Plus Brian plongeait dans les bouquins de psycho, plus il se rendait compte de ce qui lui avait manqué enfant, de ce qui l’avait blessé. Qu’il s’agisse de son hospitalisation bébé, ou il s’était laissé mourir de faim avant d’être récupéré par sa famille, du mode d’attachement insécure, des injonctions et messages contradictoires, il se dit qu’il n’avait pas développé les réseaux neuronaux qui lui permettraient une socialisation correcte. Il lui fallait reconfigurer son cablage neuronal. Jamais il n’avait fêté son anniversaire avec des amis par exemple, il n’en avait pas l’habitude, et il ne comprenait pas nombre de réactions, de comportements, d’expressions dites normales. Il était devenu une sorte de « Loup Larsen », de capitaine Nemo, nihiliste actif, dangereux misanthrope, qui cherchait à s’éloigner des hommes, en haïssait le conformisme, la bêtise, et la violence, qui préférait la compagnie des animaux, mais qui, lucide, s’apercevait qu’il était vain de vivre seul, et qu’on ne pouvait être homme sans contact avec l’humanité, sans amitiés. Mais, sans cesse, il était ramené à la violence. Il avait fait connaissance avec un ancien guerrier tamoul à qui on avait sectionné des nerfs de la jambe droite, et qui, ancien sportif, peinait à marcher. La lecture de « Petit pays », de Gaël Faye, avec les horreurs perpétrés au Rwanda, au Burundi, n’avait fait que conforter ses préjugés anti humanistes.

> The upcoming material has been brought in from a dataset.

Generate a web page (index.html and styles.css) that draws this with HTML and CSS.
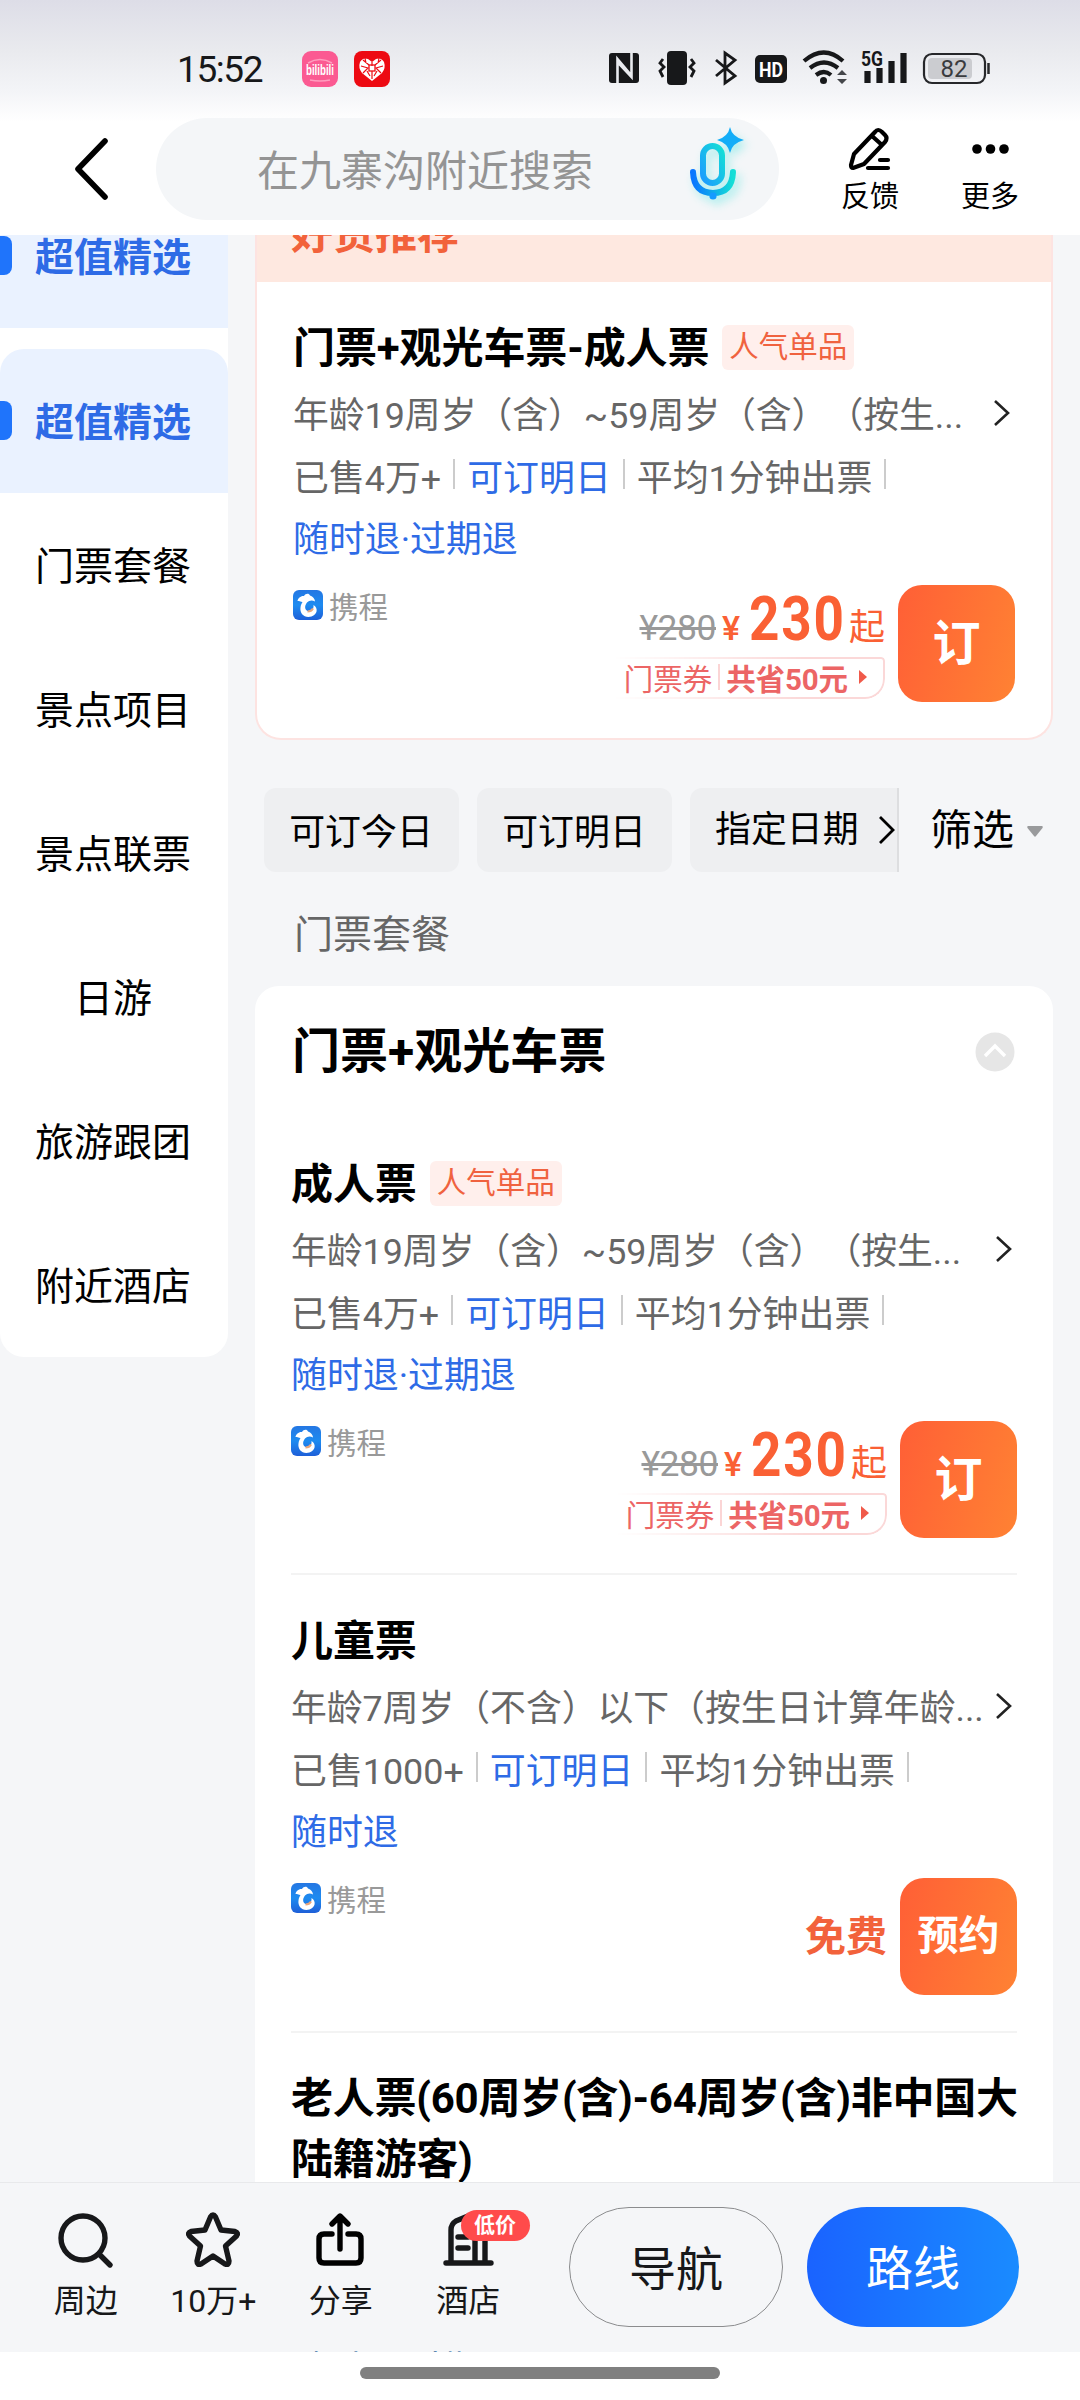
FILE: index.html
```html
<!DOCTYPE html>
<html lang="zh-CN">
<head>
<meta charset="utf-8">
<title>门票预订</title>
<link rel="stylesheet" href="styles.css">
</head>
<body>
<svg width="0" height="0" class="defs" aria-hidden="true">
  <defs>
    <linearGradient id="trip-bg" x1="0" y1="0" x2="0" y2="1"><stop offset="0" stop-color="#2577e3"/><stop offset=".5" stop-color="#1d8bf0"/><stop offset="1" stop-color="#1e5fd8"/></linearGradient>
    <linearGradient id="mic-a" x1="0" y1="1" x2="1" y2="0"><stop offset="0" stop-color="#1c9bff"/><stop offset="1" stop-color="#14dfd6"/></linearGradient>
    <linearGradient id="mic-b" x1="0" y1="0" x2="1" y2="0"><stop offset="0" stop-color="#0a76ff"/><stop offset="1" stop-color="#14dfd6"/></linearGradient>
    <symbol id="trip" viewBox="0 0 30 30">
      <rect width="30" height="30" rx="6" fill="url(#trip-bg)"/>
      <path d="M4.500 11C5 8 8 5.500 11 6C12.500 3.500 16 3 17 5.500C20 6.500 22 9 22 11.500C19 9.500 16 10.500 14 12.500C11.500 15.500 11.500 19.500 14.500 21C18 22.500 21 19.500 20.500 15C25.500 18 24.500 24.500 18.500 26.500C11.500 28.500 6.500 23.500 7.500 17.500C7.800 15 8.500 13.500 9.500 12C7.500 11.500 6 11 4.500 11Z" fill="#fff"/>
      <path d="M14.500 21.500Q18.500 21.500 20 18.500" stroke="#e9a67c" stroke-width="2" fill="none"/>
    </symbol>
    <symbol id="chev" viewBox="0 0 18 28"><path d="M2 2L15 14L2 26" fill="none" stroke="#222" stroke-width="2.600"/></symbol>
  </defs>
</svg>
<div class="screen">
  <header class="top">
    <div class="status">
      <span class="clock">15:52</span>
      <svg class="app" width="36" height="36" viewBox="0 0 36 36"><rect width="36" height="36" rx="9" fill="#fb5a92"/><path d="M6 12Q18 5 30 12M8 29Q18 31 28 29" stroke="#ff9dbf" stroke-width="1.500" fill="none"/><text x="18" y="24" text-anchor="middle" class="app-name" textLength="28" lengthAdjust="spacingAndGlyphs">bilibili</text></svg>
      <svg class="app" width="36" height="36" viewBox="0 0 36 36"><rect width="36" height="36" rx="8" fill="#ed0a12"/><path d="M18 30L8 22Q4 17 6 11Q9 6 14 8L18 11L22 8Q27 6 30 11Q32 17 28 22Z" fill="#fff"/><path d="M9 9L15 14M7 15L14 17L9 22M27 9L21 14M29 15L22 17L27 22M18 11V15M18 20V28M13 20L16 25M23 20L20 25M11 7L12 12M25 7L24 12" stroke="#ed0a12" stroke-width="1.200" fill="none"/><rect x="15" y="14" width="6" height="6" fill="none" stroke="#ed0a12" stroke-width="1.300"/></svg>
      <svg class="sys" width="384" height="38" viewBox="608 49 384 38">
        <rect x="609" y="53" width="30" height="30" rx="3" fill="#17181a"/>
        <path d="M617.500 83V59L631 75M631.500 53V77L617.500 62" fill="none" stroke="#e9ebef" stroke-width="2.600"/>
        <rect x="667" y="51" width="20" height="34" rx="4" fill="#17181a"/>
        <path d="M663 59L660 63L664 67L660 71L663 77M691 59L694 63L690 67L694 71L691 77" fill="none" stroke="#17181a" stroke-width="2.800"/>
        <path d="M716 60L735 76L725 83V53L735 60L716 76" fill="none" stroke="#17181a" stroke-width="2.800"/>
        <rect x="755" y="55" width="32" height="28" rx="5" fill="#17181a"/>
        <text x="771" y="77" class="hd" text-anchor="middle" textLength="24" lengthAdjust="spacingAndGlyphs">HD</text>
        <path d="M804 61Q824 44 843 61M810 68Q824 57 838 68M816 75Q824 69 831 75" fill="none" stroke="#17181a" stroke-width="4.200"/>
        <circle cx="823.500" cy="80.500" r="3.500" fill="#17181a"/>
        <path d="M837 75L842 70L847 75ZM837 79L842 84L847 79Z" fill="#44464a"/>
        <text x="861" y="66" class="net" textLength="22" lengthAdjust="spacingAndGlyphs">5G</text>
        <path d="M867.500 71V83M879.500 68V83M891.500 61V83M903.500 53V83" stroke="#17181a" stroke-width="6.200"/>
        <rect x="924" y="54" width="61" height="29" rx="8" fill="none" stroke="#26272a" stroke-width="2.200"/>
        <rect x="928" y="58" width="44" height="21" rx="4" fill="#cbccd0"/>
        <path d="M988.500 63V74" stroke="#26272a" stroke-width="2.500"/>
        <text x="954" y="77" class="bat" text-anchor="middle">82</text>
      </svg>
    </div>
    <div class="nav">
      <svg class="back" width="36" height="64" viewBox="0 0 36 64"><path d="M32 4L5 32L32 60" fill="none" stroke="#000" stroke-width="5.600" stroke-linecap="round" stroke-linejoin="round"/></svg>
      <div class="search">
        <span>在九寨沟附近搜索</span>
        <svg class="mic" width="60" height="76" viewBox="0 0 60 76">
          <rect x="14" y="19" width="19" height="37" rx="9.500" fill="none" stroke="url(#mic-a)" stroke-width="6"/>
          <path d="M4 45Q5 66 24 66Q43 66 44 45" fill="none" stroke="url(#mic-b)" stroke-width="6" stroke-linecap="round"/>
          <circle cx="24" cy="69" r="3.600" fill="#159bff"/>
          <path d="M41 0Q43 10 55 13Q43 16 41 26Q39 16 28 13Q39 10 41 0Z" fill="#12adf8"/>
        </svg>
      </div>
      <div class="tool">
        <svg width="44" height="44" viewBox="0 0 44 44"><path d="M27 5Q30 1 34 5L37 8Q40 11 37 15L16 37L5 41Q3 41 3 38L6 27ZM24 9L34 18" fill="none" stroke="#000" stroke-width="4.200" stroke-linejoin="round"/><path d="M32 33H40M20 41H40" stroke="#000" stroke-width="4.200" stroke-linecap="round"/></svg>
        <span>反馈</span>
      </div>
      <div class="tool">
        <svg width="44" height="44" viewBox="0 0 44 44"><circle cx="9" cy="22" r="4.800"/><circle cx="22.500" cy="22" r="4.800"/><circle cx="36" cy="22" r="4.800"/></svg>
        <span>更多</span>
      </div>
    </div>
  </header>

  <main class="body">
    <nav class="side">
      <div class="side-item on first">超值精选</div>
      <div class="side-item on">超值精选</div>
      <div class="side-item">门票套餐</div>
      <div class="side-item">景点项目</div>
      <div class="side-item">景点联票</div>
      <div class="side-item">日游</div>
      <div class="side-item">旅游跟团</div>
      <div class="side-item">附近酒店</div>
    </nav>
    <div class="content">
      <section class="card promo">
        <div class="promo-head"><span>好货推荐</span></div>
        <article class="ticket">
          <h3>门票+观光车票-成人票<em>人气单品</em></h3>
          <div class="desc"><span>年龄19周岁（含）~59周岁（含）（按生...</span><svg width="18" height="28"><use href="#chev"/></svg></div>
          <div class="facts"><span>已售4万+</span><i></i><span class="blue">可订明日</span><i></i><span>平均1分钟出票</span><i></i></div>
          <div class="refund">随时退·过期退</div>
          <div class="buy">
            <div class="seller"><svg width="30" height="30"><use href="#trip"/></svg>携程</div>
            <div class="price"><div class="amount"><s>¥280</s><small>¥</small><b>230</b><u>起</u></div><div class="coupon"><span>门票券</span><i></i><strong>共省50元</strong><svg width="8" height="14" viewBox="0 0 8 14"><path d="M0 0L8 7L0 14Z" fill="#f05a4a"/></svg></div></div>
            <div class="btn">订</div>
          </div>
        </article>
      </section>

      <div class="filters">
        <div class="chips"><div class="chip">可订今日</div><div class="chip">可订明日</div><div class="chip cut">指定日期<svg width="18" height="30" viewBox="0 0 18 30"><path d="M2 2L15 15L2 28" fill="none" stroke="#000" stroke-width="2.800"/></svg></div></div>
        <div class="pick">筛选<svg width="16" height="11" viewBox="0 0 16 11"><path d="M1 0H15Q16.500 .5 15.500 2L9 10Q8 11.500 7 10L.5 2Q-.5 .5 1 0Z" fill="#999a9c"/></svg></div>
      </div>
      <div class="group">门票套餐</div>

      <section class="card list">
        <div class="list-head"><h2>门票+观光车票</h2><svg width="40" height="40" viewBox="0 0 40 40"><circle cx="20" cy="20" r="19.500" fill="#e6e6e6"/><path d="M10 24L20 14L30 24" fill="none" stroke="#fff" stroke-width="3.400"/></svg></div>
        <article class="ticket">
          <h3>成人票<em>人气单品</em></h3>
          <div class="desc"><span>年龄19周岁（含）~59周岁（含）（按生...</span><svg width="18" height="28"><use href="#chev"/></svg></div>
          <div class="facts"><span>已售4万+</span><i></i><span class="blue">可订明日</span><i></i><span>平均1分钟出票</span><i></i></div>
          <div class="refund">随时退·过期退</div>
          <div class="buy">
            <div class="seller"><svg width="30" height="30"><use href="#trip"/></svg>携程</div>
            <div class="price"><div class="amount"><s>¥280</s><small>¥</small><b>230</b><u>起</u></div><div class="coupon"><span>门票券</span><i></i><strong>共省50元</strong><svg width="8" height="14" viewBox="0 0 8 14"><path d="M0 0L8 7L0 14Z" fill="#f05a4a"/></svg></div></div>
            <div class="btn">订</div>
          </div>
        </article>
        <article class="ticket">
          <h3>儿童票</h3>
          <div class="desc"><span>年龄7周岁（不含）以下（按生日计算年龄...</span><svg width="18" height="28"><use href="#chev"/></svg></div>
          <div class="facts"><span>已售1000+</span><i></i><span class="blue">可订明日</span><i></i><span>平均1分钟出票</span><i></i></div>
          <div class="refund">随时退</div>
          <div class="buy">
            <div class="seller"><svg width="30" height="30"><use href="#trip"/></svg>携程</div>
            <div class="free">免费</div>
            <div class="btn two">预约</div>
          </div>
        </article>
        <article class="ticket">
          <h3 class="long">老人票(60周岁(含)-64周岁(含)非中国大<br>陆籍游客)</h3>
        </article>
      </section>
    </div>
  </main>

  <footer class="bar">
    <div class="act"><svg width="56" height="56" viewBox="0 0 56 56"><circle cx="25" cy="26" r="22"/><path d="M41 42L52 53"/></svg><span>周边</span></div>
    <div class="act"><svg width="56" height="56" viewBox="0 0 56 56"><path d="M25.500 5Q28 1 30.500 5L36 18L50 19.500Q54 21 51.500 24L40.500 34L44 49Q44 53.500 40 52L28 44L16 52Q12 53.500 12 49L15.500 34L4.500 24Q2 21 6 19.500L20 18Z"/></svg><span>10万+</span></div>
    <div class="act"><svg width="56" height="56" viewBox="0 0 56 56"><path d="M19 22H11Q6 22 6 27V46Q6 51 11 51H43Q48 51 48 46V27Q48 22 43 22H35M27 37V5M19 12L27 4L35 12" stroke="#000"/></svg><span>分享</span></div>
    <div class="act"><svg width="56" height="56" viewBox="0 0 56 56"><path d="M6 51H51M11 51V18Q11 12 16 9L28 4L35 9V51M45 51V20M18 25H28M18 36H28"/></svg><span>酒店</span><b class="badge">低价</b></div>
    <div class="go line">导航</div>
    <div class="go solid">路线</div>
    <div class="under">随时退·过期退</div>
  </footer>
  <div class="home"><i></i></div>
</div>
</body>
</html>
```
FILE: styles.css
```css
* { box-sizing: border-box; margin: 0; padding: 0; }
body { font-family: Roboto, "Noto Sans CJK SC", sans-serif; color: #000; background: #fff; text-spacing-trim: space-all; }
svg { display: block; flex: none; overflow: visible; }
i, em, u { font-style: normal; text-decoration: none; }
.defs { position: absolute; }
.screen { width: 1080px; height: 2400px; display: flex; flex-direction: column; overflow: hidden; background: #f5f6f8; white-space: nowrap; }

.top { height: 235px; flex: none; background: linear-gradient(#dddde7 0, #e9eaee 50px, #f3f4f7 90px, #fff 122px); }
.status { height: 118px; padding: 51px 0 0 177px; display: flex; align-items: flex-start; }
.clock { width: 125px; font-size: 37px; line-height: 37px; letter-spacing: -1.4px; color: #17181a; }
.app { margin-right: 16px; }
.app-name { font: 700 14px "Liberation Sans", sans-serif; fill: #fff; }
.sys { margin: -2px 0 0 202px; }
.hd { font: 700 20px Roboto, sans-serif; fill: #fff; }
.net { font: 700 21px Roboto, sans-serif; fill: #17181a; }
.bat { font: 400 24px Roboto, sans-serif; fill: #3a3b3e; }
.nav { display: flex; align-items: flex-start; padding-left: 73px; }
.back { margin-top: 19px; }
.search { width: 623px; height: 102px; margin-left: 47px; padding: 0 30px 0 101px; display: flex; align-items: center; justify-content: space-between; border-radius: 51px; background: #f4f6f8; color: #949494; font-size: 42px; }
.search span { margin-top: -4px; }
.mic { margin-top: -8px; filter: drop-shadow(4px 5px 5px rgba(20, 223, 214, .35)); }
.tool { width: 60px; margin: 9px 0 0 61px; display: flex; flex-direction: column; align-items: center; font-size: 29px; line-height: 52px; }
.tool + .tool { margin-left: 60px; }

.body { height: 1947px; flex: none; display: flex; align-items: flex-start; overflow: hidden; }
.side { width: 228px; flex: none; background: #fff; border-radius: 0 0 24px 24px; overflow: hidden; }
.side-item { height: 144px; display: flex; align-items: center; justify-content: center; font-size: 39px; padding: 0 2px 4px 0; }
.side-item.on { position: relative; color: #2e6be6; background: #eaf2ff; font-weight: 700; border-radius: 24px 24px 0 0; }
.side-item.on::before { content: ""; position: absolute; left: 0; top: 52px; width: 12px; height: 39px; border-radius: 0 8px 8px 0; background: #1f74fb; }
.side-item.first { margin: -51px 0 21px; }

.content { width: 798px; margin-left: 27px; }
.card { background: #fff; }
.promo { height: 505px; border: 2px solid #fde3e1; border-top: 0; border-radius: 0 0 26px 26px; }
.promo-head { height: 47px; padding-left: 34px; background: #fee8e0; color: #f2623b; font-size: 42px; font-weight: 700; line-height: 42px; overflow: hidden; }
.promo-head span { display: block; margin-top: -21px; }
.ticket { margin: 0 36px; }
.promo .ticket { margin: 32px 36px 0; }
.ticket h3 { height: 60px; display: flex; align-items: center; font-size: 42px; font-weight: 700; letter-spacing: -.1px; }
.ticket em { height: 45px; margin: 6px 0 0 13px; padding: 0 7px; border-radius: 6px; background: #ffefec; color: #f0623f; font-size: 29.5px; line-height: 44px; font-weight: 400; letter-spacing: 0; }
.desc { height: 76px; display: flex; align-items: center; justify-content: space-between; padding-right: 4px; font-size: 35.8px; color: #666; }
.desc svg { margin-top: 2px; }
.facts { height: 50px; display: flex; align-items: center; font-size: 35.9px; color: #666; }
.facts i { width: 2px; height: 30px; margin: -2px 12px 0; background: #ccc; }
.facts .blue, .refund { color: #2e6be6; }
.refund { height: 77px; padding-top: 3px; font-size: 35.9px; line-height: 74px; }
.buy { display: flex; align-items: flex-start; padding-top: 8px; }
.seller { display: flex; align-items: center; gap: 6px; margin: 6px auto 0 0; height: 28px; font-size: 29.5px; color: #999; }
.btn { width: 117px; height: 117px; margin-left: 13px; border-radius: 24px; background: linear-gradient(105deg, #ff5f36, #ff8233); color: #fff; font-size: 48px; font-weight: 700; line-height: 117px; text-align: center; }
.btn.two { font-size: 41px; }
.free { color: #f2623b; font-size: 41px; font-weight: 700; line-height: 119px; }
.price { display: flex; flex-direction: column; align-items: flex-end; color: #fa6034; }
.amount { height: 73px; display: flex; align-items: baseline; line-height: 69px; }
.amount s { color: #999; font-size: 35.5px; letter-spacing: -.5px; }
.amount small { font-size: 34px; font-weight: 500; width: 20px; margin: 0 7px 0 6px; }
.amount b { display: inline-block; width: 98px; font-size: 61px; font-weight: 700; letter-spacing: 2px; transform: scaleX(.87); transform-origin: 0 50%; }
.amount u { font-size: 36px; margin-left: 2px; }
.coupon { position: relative; height: 42px; display: flex; align-items: center; padding: 0 18px 4px 11px; font-size: 29.5px; color: #ec6565; }
.coupon::before { content: ""; position: absolute; inset: -1px 0 1px; border: 2px solid #fbd8d8; border-left: 0; border-radius: 0 4px 20px 0; mask-image: linear-gradient(90deg, transparent, #000 70%); }
.coupon i { width: 2px; height: 26px; margin: 0 6px; background: #fbd5d5; }
.coupon strong { font-weight: 700; letter-spacing: -.1px; margin-right: 11px; }

.filters { margin: 48px 0 0 9px; height: 84px; display: flex; }
.chips { width: 635px; display: flex; gap: 18px; overflow: hidden; border-right: 2px solid #dddee0; }
.chip { width: 195px; flex: none; border-radius: 12px; background: #eeeff1; font-size: 35.9px; line-height: 90px; text-align: center; padding-right: 1px; height: 84px; }
.chip.cut { width: 230px; padding-left: 25px; display: flex; align-items: center; gap: 19px; text-align: left; }
.pick { display: flex; align-items: center; gap: 13px; margin-left: 31px; font-size: 42px; line-height: 86px; height: 86px; }
.group { height: 114px; padding-left: 39px; font-size: 39px; line-height: 126px; color: #666; }
.list { border-radius: 24px 24px 0 0; }
.list-head { height: 164px; padding: 0 38px 0 37px; display: flex; align-items: flex-start; justify-content: space-between; }
.list-head h2 { font-size: 48px; font-weight: 700; line-height: 132px; }
.list-head svg { margin-top: 46px; }
.list .ticket { height: 425px; border-bottom: 2px solid #f3f3f3; }
.list .ticket + .ticket { padding-top: 32px; height: 458px; }
.ticket .long { display: block; height: auto; margin-top: 3px; line-height: 61px; letter-spacing: -.25px; }

.bar { position: relative; height: 170px; flex: none; display: flex; align-items: flex-start; padding-left: 22px; background: #f5f6f8; border-top: 1px solid #e8e9eb; overflow: hidden; }
.act { position: relative; width: 127.500px; padding-top: 29px; display: flex; flex-direction: column; align-items: center; font-size: 32px; line-height: 67px; color: #17181a; }
.act svg { fill: none; stroke: #17181a; stroke-width: 5.400; stroke-linecap: round; stroke-linejoin: round; }
.badge { position: absolute; left: 56px; top: 27px; width: 69px; height: 31px; border-radius: 16px; background: #ff4b4b; color: #fff; font-size: 21px; font-weight: 700; line-height: 30px; text-align: center; }
.go { width: 214px; height: 120px; margin-top: 24px; border-radius: 60px; font-size: 47px; line-height: 124px; text-align: center; }
.line { margin-left: 37px; border: 1px solid #8b8c8e; color: #17181a; }
.solid { width: 212px; margin-left: 24px; background: linear-gradient(90deg, #1a63ff, #1a8bff); color: #fff; }
.under { position: absolute; left: 291px; top: 160px; font-size: 35.9px; line-height: 54px; color: #5b86b0; }
.home { flex: 1; padding-top: 15px; background: #fff; }
.home i { display: block; width: 360px; height: 12px; margin: 0 auto; border-radius: 6px; background: #808080; }
```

Qu’observe-t’on, au juste, de pire dans le comportement des animaux ? Des symbioses violentes, annihilatrices d’individualités, des chats qui jouent avec la souris, des orques qui se servent des phoques comme de ballons, des singes stratèges et lyncheurs, des lions qui tuent les petits des lionnes, des morses qui dévorent des morses plus jeunes… Certes, c’est déjà assez atroce, une guerre incessante, comme l’écrit Schopenhauer, autant que l’harmonieuse coopération sélective des romantiques et des écolo. Comme l’écrit Jim Harrison, la nature n’a rien de la vision qu’en ont les idéalistes. Mais ce n’est encore rien par rapport à la violence, aux perversions enrobées de bonne conscience, à la puissance de destruction humaine. Comme l’avait lu Brian dans une chronique littéraire, si un homme prenait au sérieux les titres des journaux, il ne lui resterait rien à faire que sortir dans la rue et hurler.
Mais il y a la danse.
Sans la musique et les chiens, la vie serait une erreur, écrit Schopenhauer. Sans la danse, la vie serait une erreur, comme l’écrit Nietzsche, sorte de loup des steppes emmuré, qui, peut-être, n’a jamais dansé. Sans la pêche, le vin et les chiens, la vie serait une erreur comme l’écrit Harrison. Oui, sans le vin, les chiens, les ramen, les hippopotames, les éléphants et les crocodiles, la littérature et la danse, la vie serait une erreur, aurait pu surenchérir Brian. Et sans les femmes, aussi.
Et il y avait justement ces bouquins, qui venaient de sortir. « Danser, une philosophie » de Julia Beauquel, et «Faites danser votre cerveau », de la neurobiologiste Lucy Vincent, de bons motifs pour persévérer dans l’existence. Mihaly Csikszentmihalyi, comme Robert H Frank, écrivent que dans la vie, il faut trouver ce pour quoi on est fait, comme Bill Gates pour l’ordinateur, ce que l’on aime vraiment faire, et poursuivre en cette voie, devenir un expert en sa discipline, et alors on est dans le « flow ». Et les deux choses que maîtrisait Brian, c’étaient l’écriture, et le mouvement. Il était un penseur de la complexité, comme Edgar Morin, mais beaucoup moins structuré que lui, plus épars. Et il était, comme Ueshiba, ou Nijinsky, un Dieu du mouvement, un demi-Dieu pour être plus exact. Il avait le truc pour ça. Après avoir éliminé tant de gens, après la destruction, il créerait peut-être une thérapie par le mouvement, ou avec le mouvement comme source. La phase créatrice.